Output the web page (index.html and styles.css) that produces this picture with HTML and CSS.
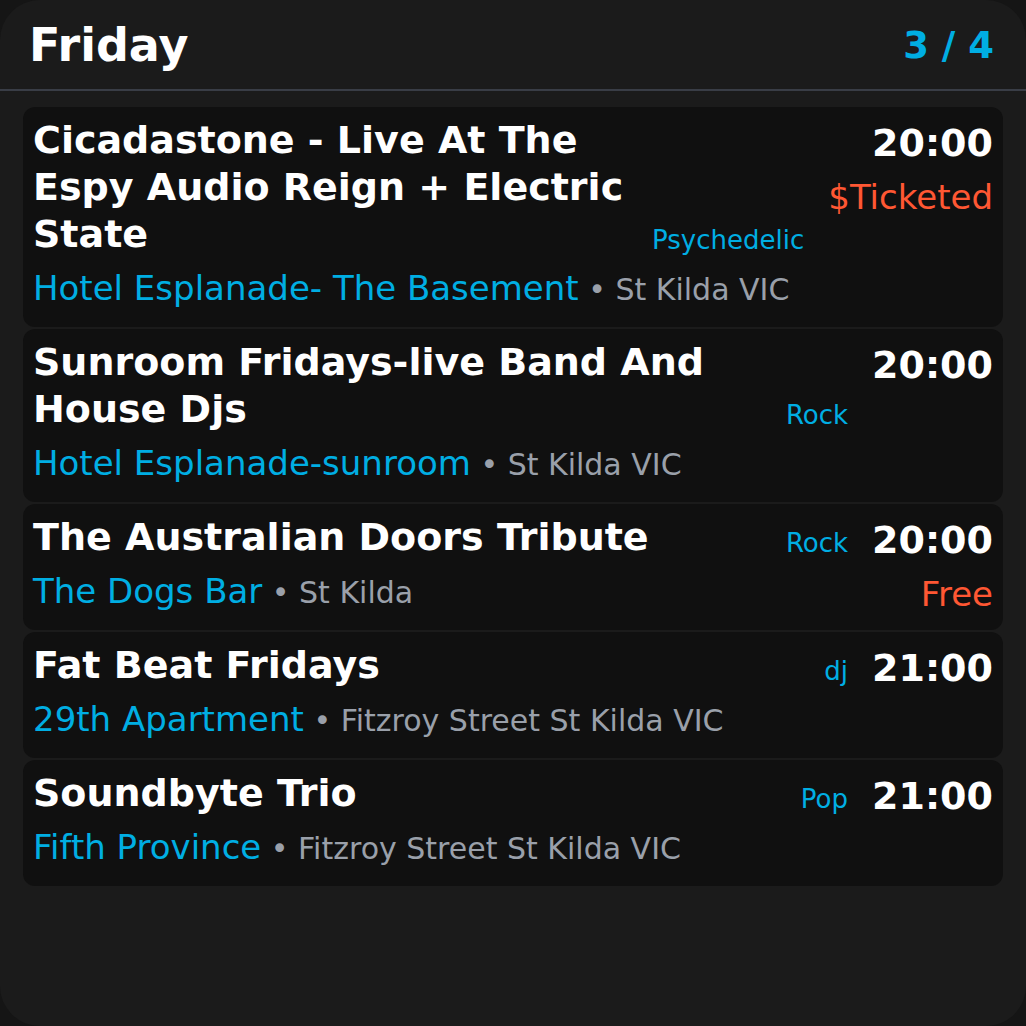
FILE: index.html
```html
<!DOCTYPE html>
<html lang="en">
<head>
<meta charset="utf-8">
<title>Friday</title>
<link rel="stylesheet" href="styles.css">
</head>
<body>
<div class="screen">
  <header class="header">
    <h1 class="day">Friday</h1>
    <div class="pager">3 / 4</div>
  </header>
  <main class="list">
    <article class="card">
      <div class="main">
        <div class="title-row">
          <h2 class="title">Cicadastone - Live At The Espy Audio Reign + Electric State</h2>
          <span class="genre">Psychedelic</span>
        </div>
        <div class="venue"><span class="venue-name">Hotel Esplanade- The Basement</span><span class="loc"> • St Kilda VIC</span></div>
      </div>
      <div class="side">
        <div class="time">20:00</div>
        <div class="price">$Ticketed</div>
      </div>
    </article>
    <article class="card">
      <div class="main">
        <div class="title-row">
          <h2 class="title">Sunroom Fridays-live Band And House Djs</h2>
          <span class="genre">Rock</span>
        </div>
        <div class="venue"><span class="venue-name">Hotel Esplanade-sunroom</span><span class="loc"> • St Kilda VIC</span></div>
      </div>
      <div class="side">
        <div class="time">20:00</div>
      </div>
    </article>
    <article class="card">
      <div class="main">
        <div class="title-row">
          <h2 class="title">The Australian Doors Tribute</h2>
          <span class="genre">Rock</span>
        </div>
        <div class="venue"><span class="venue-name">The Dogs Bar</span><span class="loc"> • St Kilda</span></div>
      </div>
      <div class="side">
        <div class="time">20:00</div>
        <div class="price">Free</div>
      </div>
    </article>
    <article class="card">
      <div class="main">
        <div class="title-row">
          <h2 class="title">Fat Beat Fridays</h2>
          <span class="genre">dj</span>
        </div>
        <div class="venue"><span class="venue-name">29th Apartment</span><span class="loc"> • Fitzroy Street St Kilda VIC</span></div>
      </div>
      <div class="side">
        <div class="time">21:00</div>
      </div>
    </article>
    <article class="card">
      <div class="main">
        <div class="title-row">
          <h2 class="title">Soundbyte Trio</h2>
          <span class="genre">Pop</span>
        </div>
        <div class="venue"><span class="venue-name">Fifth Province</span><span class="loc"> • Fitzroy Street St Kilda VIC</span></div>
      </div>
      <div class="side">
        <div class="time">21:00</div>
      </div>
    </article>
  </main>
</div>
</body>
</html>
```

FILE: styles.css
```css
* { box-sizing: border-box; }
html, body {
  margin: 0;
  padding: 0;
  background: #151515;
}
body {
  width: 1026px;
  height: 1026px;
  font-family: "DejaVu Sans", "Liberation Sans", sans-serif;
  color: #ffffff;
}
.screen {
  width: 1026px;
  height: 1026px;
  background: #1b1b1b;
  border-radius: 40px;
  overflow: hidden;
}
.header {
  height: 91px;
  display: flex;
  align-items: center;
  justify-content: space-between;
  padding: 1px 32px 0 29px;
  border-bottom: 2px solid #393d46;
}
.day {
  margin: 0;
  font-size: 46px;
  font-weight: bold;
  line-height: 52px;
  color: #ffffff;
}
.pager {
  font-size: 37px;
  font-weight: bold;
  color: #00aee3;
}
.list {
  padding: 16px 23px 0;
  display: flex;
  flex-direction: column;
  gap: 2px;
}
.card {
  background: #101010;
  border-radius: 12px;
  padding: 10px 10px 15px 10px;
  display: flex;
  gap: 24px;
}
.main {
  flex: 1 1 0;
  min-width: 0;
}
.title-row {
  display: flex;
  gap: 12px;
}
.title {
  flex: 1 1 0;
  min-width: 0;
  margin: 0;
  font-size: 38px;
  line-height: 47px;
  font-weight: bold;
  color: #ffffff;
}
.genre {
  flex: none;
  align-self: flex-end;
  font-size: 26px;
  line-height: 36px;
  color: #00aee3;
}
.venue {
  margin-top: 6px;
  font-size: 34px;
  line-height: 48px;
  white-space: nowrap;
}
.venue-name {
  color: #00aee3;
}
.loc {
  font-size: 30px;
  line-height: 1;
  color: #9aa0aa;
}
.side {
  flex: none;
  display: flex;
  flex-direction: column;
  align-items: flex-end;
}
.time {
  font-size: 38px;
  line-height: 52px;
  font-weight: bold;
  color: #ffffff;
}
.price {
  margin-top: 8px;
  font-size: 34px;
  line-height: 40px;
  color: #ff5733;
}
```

┄┄┄┄┄┄

• _Aim_:
Images should not appear in the copy; retype the listing above exactly.

• _In response_:
Output the web page (index.html and styles.css) that produces this picture with HTML and CSS.
FILE: index.html
```html
<!DOCTYPE html>
<html lang="en">
<head>
<meta charset="utf-8">
<title>Friday</title>
<link rel="stylesheet" href="styles.css">
</head>
<body>
<div class="screen">
  <header class="header">
    <h1 class="day">Friday</h1>
    <div class="pager">3 / 4</div>
  </header>
  <main class="list">
    <article class="card">
      <div class="main">
        <div class="title-row">
          <h2 class="title">Cicadastone - Live At The Espy Audio Reign + Electric State</h2>
          <span class="genre">Psychedelic</span>
        </div>
        <div class="venue"><span class="venue-name">Hotel Esplanade- The Basement</span><span class="loc"> • St Kilda VIC</span></div>
      </div>
      <div class="side">
        <div class="time">20:00</div>
        <div class="price">$Ticketed</div>
      </div>
    </article>
    <article class="card">
      <div class="main">
        <div class="title-row">
          <h2 class="title">Sunroom Fridays-live Band And House Djs</h2>
          <span class="genre">Rock</span>
        </div>
        <div class="venue"><span class="venue-name">Hotel Esplanade-sunroom</span><span class="loc"> • St Kilda VIC</span></div>
      </div>
      <div class="side">
        <div class="time">20:00</div>
      </div>
    </article>
    <article class="card">
      <div class="main">
        <div class="title-row">
          <h2 class="title">The Australian Doors Tribute</h2>
          <span class="genre">Rock</span>
        </div>
        <div class="venue"><span class="venue-name">The Dogs Bar</span><span class="loc"> • St Kilda</span></div>
      </div>
      <div class="side">
        <div class="time">20:00</div>
        <div class="price">Free</div>
      </div>
    </article>
    <article class="card">
      <div class="main">
        <div class="title-row">
          <h2 class="title">Fat Beat Fridays</h2>
          <span class="genre">dj</span>
        </div>
        <div class="venue"><span class="venue-name">29th Apartment</span><span class="loc"> • Fitzroy Street St Kilda VIC</span></div>
      </div>
      <div class="side">
        <div class="time">21:00</div>
      </div>
    </article>
    <article class="card">
      <div class="main">
        <div class="title-row">
          <h2 class="title">Soundbyte Trio</h2>
          <span class="genre">Pop</span>
        </div>
        <div class="venue"><span class="venue-name">Fifth Province</span><span class="loc"> • Fitzroy Street St Kilda VIC</span></div>
      </div>
      <div class="side">
        <div class="time">21:00</div>
      </div>
    </article>
  </main>
</div>
</body>
</html>
```

FILE: styles.css
```css
* { box-sizing: border-box; }
html, body {
  margin: 0;
  padding: 0;
  background: #151515;
}
body {
  width: 1026px;
  height: 1026px;
  font-family: "DejaVu Sans", "Liberation Sans", sans-serif;
  color: #ffffff;
}
.screen {
  width: 1026px;
  height: 1026px;
  background: #1b1b1b;
  border-radius: 40px;
  overflow: hidden;
}
.header {
  height: 91px;
  display: flex;
  align-items: center;
  justify-content: space-between;
  padding: 1px 32px 0 29px;
  border-bottom: 2px solid #393d46;
}
.day {
  margin: 0;
  font-size: 46px;
  font-weight: bold;
  line-height: 52px;
  color: #ffffff;
}
.pager {
  font-size: 37px;
  font-weight: bold;
  color: #00aee3;
}
.list {
  padding: 16px 23px 0;
  display: flex;
  flex-direction: column;
  gap: 2px;
}
.card {
  background: #101010;
  border-radius: 12px;
  padding: 10px 10px 15px 10px;
  display: flex;
  gap: 24px;
}
.main {
  flex: 1 1 0;
  min-width: 0;
}
.title-row {
  display: flex;
  gap: 12px;
}
.title {
  flex: 1 1 0;
  min-width: 0;
  margin: 0;
  font-size: 38px;
  line-height: 47px;
  font-weight: bold;
  color: #ffffff;
}
.genre {
  flex: none;
  align-self: flex-end;
  font-size: 26px;
  line-height: 36px;
  color: #00aee3;
}
.venue {
  margin-top: 6px;
  font-size: 34px;
  line-height: 48px;
  white-space: nowrap;
}
.venue-name {
  color: #00aee3;
}
.loc {
  font-size: 30px;
  line-height: 1;
  color: #9aa0aa;
}
.side {
  flex: none;
  display: flex;
  flex-direction: column;
  align-items: flex-end;
}
.time {
  font-size: 38px;
  line-height: 52px;
  font-weight: bold;
  color: #ffffff;
}
.price {
  margin-top: 8px;
  font-size: 34px;
  line-height: 40px;
  color: #ff5733;
}
```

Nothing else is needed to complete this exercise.